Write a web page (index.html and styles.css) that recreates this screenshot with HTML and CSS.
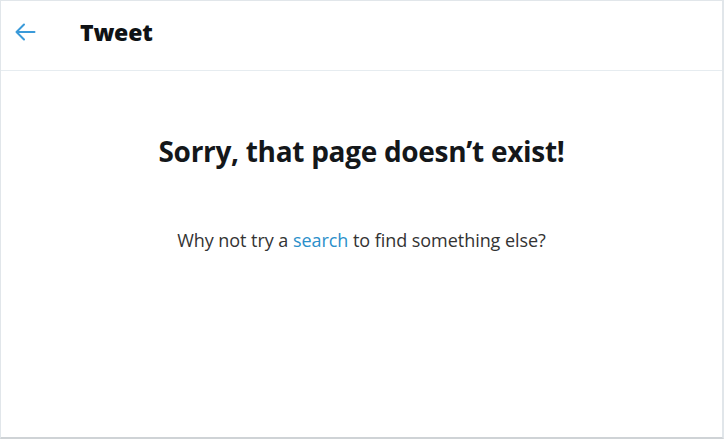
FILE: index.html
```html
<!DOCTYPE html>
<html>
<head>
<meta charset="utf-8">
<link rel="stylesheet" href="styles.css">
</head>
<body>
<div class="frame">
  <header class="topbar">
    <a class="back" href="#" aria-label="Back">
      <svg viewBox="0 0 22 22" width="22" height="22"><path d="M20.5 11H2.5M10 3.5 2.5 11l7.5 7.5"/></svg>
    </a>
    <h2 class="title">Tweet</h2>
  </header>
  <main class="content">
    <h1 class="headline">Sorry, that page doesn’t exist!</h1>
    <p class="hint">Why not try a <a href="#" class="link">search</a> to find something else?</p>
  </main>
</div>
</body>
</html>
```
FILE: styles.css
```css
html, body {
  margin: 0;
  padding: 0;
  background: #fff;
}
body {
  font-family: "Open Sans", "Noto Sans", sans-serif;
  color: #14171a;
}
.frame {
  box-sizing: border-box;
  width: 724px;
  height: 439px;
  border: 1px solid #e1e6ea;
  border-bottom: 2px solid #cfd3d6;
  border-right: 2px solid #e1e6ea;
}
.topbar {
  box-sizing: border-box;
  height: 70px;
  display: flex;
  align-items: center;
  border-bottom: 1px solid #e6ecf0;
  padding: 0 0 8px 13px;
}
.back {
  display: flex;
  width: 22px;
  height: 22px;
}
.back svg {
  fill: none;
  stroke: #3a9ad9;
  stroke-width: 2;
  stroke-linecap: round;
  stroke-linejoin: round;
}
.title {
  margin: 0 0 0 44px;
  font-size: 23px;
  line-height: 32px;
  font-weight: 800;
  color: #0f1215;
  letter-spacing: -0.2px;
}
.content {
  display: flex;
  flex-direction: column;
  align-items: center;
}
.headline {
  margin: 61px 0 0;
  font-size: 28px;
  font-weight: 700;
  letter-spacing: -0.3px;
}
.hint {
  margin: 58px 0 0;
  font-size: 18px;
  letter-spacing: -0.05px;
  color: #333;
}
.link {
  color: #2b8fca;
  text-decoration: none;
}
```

> [Objective]
Looking back at the lines above, state how many contain the word "index", and supply nothing besides the number.

> [Solution to this problem]
2